→ MATERIAL FOR THIS TASK
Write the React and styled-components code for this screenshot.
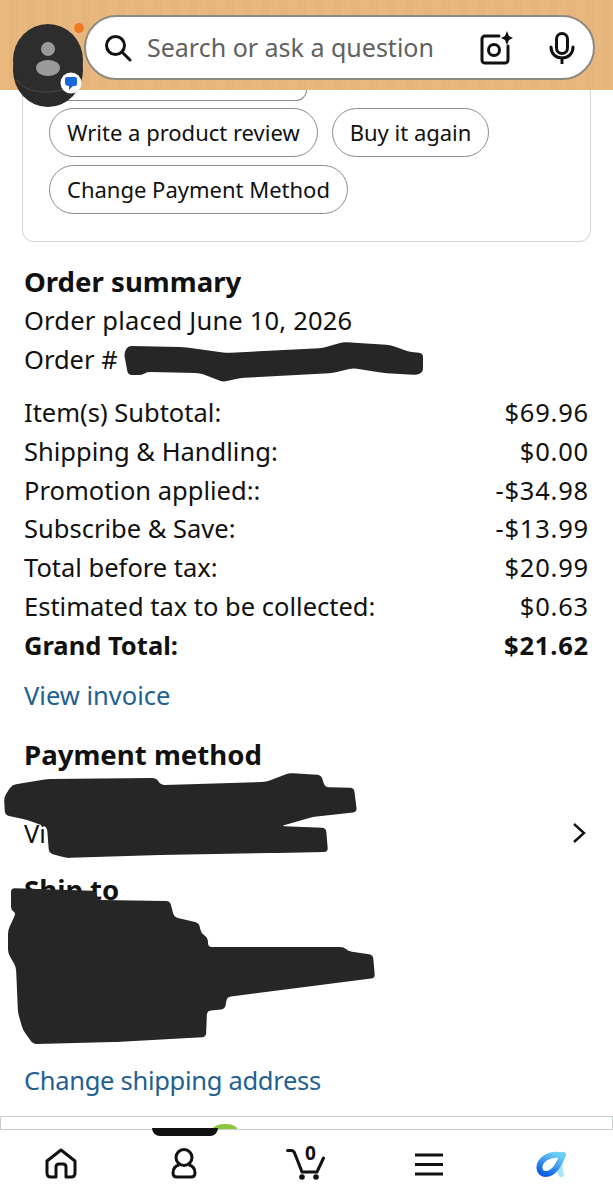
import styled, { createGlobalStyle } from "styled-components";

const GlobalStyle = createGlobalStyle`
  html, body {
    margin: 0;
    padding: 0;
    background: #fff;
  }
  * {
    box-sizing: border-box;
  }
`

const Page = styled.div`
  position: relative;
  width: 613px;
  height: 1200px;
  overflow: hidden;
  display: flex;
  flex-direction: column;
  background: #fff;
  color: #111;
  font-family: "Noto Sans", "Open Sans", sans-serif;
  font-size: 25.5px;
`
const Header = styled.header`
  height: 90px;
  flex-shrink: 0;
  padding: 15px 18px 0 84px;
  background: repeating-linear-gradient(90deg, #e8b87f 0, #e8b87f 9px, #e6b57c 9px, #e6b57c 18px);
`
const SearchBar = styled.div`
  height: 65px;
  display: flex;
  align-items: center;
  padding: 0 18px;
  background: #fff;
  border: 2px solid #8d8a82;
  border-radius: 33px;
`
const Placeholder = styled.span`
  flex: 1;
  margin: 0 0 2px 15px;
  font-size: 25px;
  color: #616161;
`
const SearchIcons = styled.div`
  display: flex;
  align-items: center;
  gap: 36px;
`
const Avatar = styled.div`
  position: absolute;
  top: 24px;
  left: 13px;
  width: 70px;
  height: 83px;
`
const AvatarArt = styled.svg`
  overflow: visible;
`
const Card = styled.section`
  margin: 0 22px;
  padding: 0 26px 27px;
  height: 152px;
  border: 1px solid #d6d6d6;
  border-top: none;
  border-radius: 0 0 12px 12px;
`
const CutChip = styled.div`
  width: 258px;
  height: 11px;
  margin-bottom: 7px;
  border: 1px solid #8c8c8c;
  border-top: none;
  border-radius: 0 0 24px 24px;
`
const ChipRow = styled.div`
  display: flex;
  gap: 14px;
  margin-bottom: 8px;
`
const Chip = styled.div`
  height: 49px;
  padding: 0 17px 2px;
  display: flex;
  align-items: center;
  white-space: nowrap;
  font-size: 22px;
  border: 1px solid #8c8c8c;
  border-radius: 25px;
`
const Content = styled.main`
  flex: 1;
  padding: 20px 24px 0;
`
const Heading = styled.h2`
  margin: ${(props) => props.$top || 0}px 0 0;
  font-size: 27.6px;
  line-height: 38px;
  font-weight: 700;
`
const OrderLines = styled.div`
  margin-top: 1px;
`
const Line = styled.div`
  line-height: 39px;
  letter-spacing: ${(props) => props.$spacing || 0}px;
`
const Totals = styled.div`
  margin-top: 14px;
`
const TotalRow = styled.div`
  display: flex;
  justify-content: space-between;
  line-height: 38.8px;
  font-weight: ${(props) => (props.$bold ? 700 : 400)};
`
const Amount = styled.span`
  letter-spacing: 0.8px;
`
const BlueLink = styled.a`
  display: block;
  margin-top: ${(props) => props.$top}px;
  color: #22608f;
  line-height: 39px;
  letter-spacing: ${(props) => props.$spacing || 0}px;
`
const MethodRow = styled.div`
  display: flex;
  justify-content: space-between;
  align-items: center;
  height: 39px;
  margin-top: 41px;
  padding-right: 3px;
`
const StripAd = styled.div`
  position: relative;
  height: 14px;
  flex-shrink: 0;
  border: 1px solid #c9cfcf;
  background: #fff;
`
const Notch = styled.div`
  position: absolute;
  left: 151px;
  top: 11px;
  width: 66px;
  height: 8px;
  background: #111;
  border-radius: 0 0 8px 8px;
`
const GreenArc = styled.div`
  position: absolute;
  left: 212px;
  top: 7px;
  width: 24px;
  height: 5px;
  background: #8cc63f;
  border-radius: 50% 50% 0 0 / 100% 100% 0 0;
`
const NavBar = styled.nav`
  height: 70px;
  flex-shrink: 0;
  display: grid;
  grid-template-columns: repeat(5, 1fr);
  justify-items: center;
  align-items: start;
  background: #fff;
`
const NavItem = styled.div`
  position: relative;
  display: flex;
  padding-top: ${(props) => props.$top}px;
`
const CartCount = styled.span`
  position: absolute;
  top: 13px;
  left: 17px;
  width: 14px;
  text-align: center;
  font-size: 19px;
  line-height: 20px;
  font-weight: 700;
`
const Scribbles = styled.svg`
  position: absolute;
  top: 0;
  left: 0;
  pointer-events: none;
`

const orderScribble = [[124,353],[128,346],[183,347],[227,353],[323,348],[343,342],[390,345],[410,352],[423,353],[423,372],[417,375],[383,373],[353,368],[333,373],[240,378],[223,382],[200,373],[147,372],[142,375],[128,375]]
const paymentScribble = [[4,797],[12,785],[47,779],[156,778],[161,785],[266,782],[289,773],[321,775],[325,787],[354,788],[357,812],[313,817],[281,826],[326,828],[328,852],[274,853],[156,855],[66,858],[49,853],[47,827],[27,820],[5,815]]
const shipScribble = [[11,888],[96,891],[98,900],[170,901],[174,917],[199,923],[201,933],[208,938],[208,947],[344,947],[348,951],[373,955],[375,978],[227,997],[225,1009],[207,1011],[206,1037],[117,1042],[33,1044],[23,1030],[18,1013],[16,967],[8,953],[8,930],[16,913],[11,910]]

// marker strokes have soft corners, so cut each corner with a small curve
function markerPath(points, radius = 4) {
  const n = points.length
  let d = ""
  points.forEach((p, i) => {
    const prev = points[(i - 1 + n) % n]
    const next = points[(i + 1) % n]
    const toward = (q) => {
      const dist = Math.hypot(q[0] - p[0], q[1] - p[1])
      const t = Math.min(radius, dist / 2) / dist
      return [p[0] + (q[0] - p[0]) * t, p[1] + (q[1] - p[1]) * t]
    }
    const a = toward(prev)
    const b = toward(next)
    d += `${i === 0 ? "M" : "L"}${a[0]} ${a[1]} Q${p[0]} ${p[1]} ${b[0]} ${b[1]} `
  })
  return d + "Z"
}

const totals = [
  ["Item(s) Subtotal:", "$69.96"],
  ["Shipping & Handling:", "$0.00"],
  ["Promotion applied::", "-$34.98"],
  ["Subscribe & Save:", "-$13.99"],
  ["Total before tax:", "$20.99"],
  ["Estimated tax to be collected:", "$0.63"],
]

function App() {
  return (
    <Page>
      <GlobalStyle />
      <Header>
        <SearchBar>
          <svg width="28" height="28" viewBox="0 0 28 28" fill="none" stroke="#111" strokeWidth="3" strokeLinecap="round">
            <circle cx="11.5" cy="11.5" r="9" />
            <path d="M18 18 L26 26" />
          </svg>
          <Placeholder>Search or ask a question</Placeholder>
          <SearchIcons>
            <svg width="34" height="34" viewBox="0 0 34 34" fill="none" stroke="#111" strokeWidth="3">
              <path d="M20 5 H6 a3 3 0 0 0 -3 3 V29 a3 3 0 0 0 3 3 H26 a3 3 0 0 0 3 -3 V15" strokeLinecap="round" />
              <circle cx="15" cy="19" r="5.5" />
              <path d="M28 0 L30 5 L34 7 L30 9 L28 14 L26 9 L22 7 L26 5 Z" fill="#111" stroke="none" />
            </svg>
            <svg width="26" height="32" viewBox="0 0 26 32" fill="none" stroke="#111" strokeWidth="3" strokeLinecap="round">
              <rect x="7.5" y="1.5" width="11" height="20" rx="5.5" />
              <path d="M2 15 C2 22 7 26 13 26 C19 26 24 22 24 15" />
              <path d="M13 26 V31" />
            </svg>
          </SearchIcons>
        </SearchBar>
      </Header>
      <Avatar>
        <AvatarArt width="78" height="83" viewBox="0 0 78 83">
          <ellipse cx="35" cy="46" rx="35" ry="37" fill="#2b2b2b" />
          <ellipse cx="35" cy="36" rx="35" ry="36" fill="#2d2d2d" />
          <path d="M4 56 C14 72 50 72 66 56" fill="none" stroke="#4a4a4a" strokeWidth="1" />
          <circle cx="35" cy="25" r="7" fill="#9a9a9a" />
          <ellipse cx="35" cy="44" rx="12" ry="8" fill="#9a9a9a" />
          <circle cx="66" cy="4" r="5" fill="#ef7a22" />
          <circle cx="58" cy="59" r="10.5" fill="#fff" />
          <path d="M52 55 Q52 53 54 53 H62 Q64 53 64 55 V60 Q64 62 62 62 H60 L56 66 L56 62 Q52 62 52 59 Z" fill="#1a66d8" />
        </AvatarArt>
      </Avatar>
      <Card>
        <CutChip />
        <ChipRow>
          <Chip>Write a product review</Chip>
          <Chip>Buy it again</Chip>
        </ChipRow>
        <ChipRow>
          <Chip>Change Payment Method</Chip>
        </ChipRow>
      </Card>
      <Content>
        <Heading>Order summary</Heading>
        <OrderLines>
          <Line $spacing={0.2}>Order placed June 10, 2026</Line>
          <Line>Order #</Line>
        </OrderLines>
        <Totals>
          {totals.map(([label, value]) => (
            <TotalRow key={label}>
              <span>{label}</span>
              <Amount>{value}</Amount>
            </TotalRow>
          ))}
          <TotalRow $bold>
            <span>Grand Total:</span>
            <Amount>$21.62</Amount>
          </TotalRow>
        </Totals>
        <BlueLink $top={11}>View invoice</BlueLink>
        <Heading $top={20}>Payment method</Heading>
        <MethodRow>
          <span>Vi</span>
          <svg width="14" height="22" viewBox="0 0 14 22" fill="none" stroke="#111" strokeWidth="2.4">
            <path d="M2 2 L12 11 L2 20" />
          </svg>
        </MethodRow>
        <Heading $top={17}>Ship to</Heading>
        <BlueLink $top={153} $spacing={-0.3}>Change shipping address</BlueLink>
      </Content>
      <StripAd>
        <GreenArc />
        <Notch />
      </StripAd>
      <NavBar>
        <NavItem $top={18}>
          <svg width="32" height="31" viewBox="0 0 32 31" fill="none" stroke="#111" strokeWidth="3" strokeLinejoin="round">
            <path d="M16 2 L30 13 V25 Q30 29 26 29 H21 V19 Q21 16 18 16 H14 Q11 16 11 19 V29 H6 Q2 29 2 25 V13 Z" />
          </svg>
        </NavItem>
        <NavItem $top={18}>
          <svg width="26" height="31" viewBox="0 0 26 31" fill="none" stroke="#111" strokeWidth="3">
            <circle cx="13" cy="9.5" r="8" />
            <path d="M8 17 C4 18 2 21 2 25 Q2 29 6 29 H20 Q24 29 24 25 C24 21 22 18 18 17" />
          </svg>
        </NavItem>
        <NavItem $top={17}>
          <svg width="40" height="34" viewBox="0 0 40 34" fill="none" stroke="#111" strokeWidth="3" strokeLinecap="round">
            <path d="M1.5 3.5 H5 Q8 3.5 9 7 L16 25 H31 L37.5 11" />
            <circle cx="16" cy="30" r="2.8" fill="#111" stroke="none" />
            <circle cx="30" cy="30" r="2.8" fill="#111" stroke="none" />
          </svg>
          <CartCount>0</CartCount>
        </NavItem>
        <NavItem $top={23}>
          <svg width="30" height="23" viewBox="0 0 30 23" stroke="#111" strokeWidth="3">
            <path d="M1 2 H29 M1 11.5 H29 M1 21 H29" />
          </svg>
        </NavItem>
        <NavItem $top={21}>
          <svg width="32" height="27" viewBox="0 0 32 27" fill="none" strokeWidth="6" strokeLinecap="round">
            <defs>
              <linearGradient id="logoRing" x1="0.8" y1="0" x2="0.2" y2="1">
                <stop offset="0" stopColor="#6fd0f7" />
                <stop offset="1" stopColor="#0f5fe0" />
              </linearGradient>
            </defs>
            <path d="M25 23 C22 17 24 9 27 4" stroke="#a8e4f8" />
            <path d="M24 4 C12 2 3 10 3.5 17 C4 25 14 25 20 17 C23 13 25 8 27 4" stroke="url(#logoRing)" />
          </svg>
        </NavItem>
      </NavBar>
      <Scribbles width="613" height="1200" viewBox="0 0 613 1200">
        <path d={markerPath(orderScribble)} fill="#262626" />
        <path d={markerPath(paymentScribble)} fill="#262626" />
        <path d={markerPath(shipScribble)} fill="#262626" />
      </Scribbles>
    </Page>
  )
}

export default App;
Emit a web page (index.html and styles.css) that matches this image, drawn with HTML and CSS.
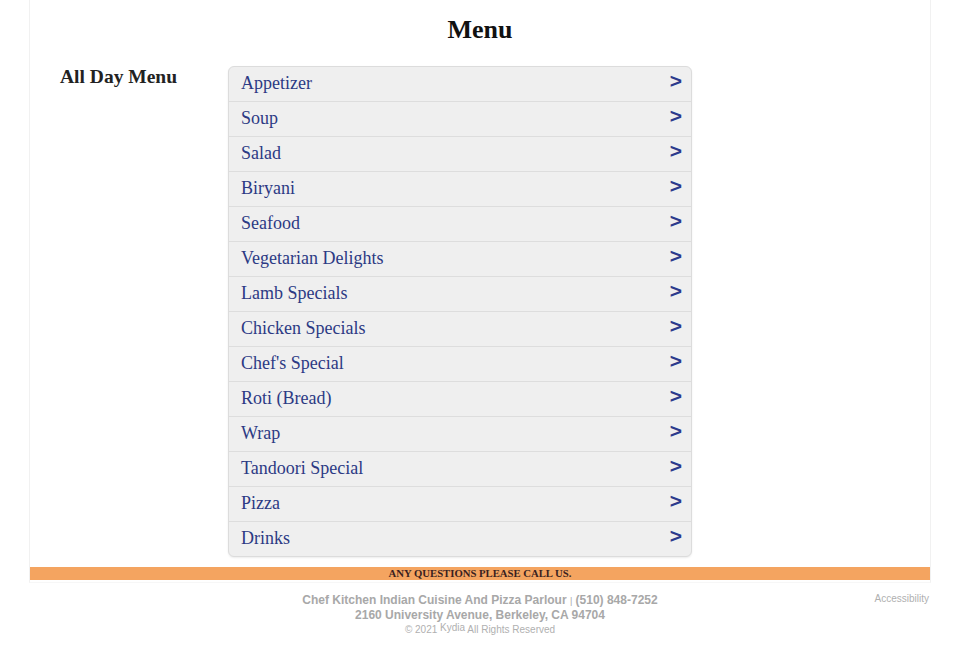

→ TASK BRIEF
Select every line of the records holding the string "Write".

→ PROBLEM SOLUTION
Write the React and styled-components code for this screenshot.
          <Chip>Write a product review</Chip>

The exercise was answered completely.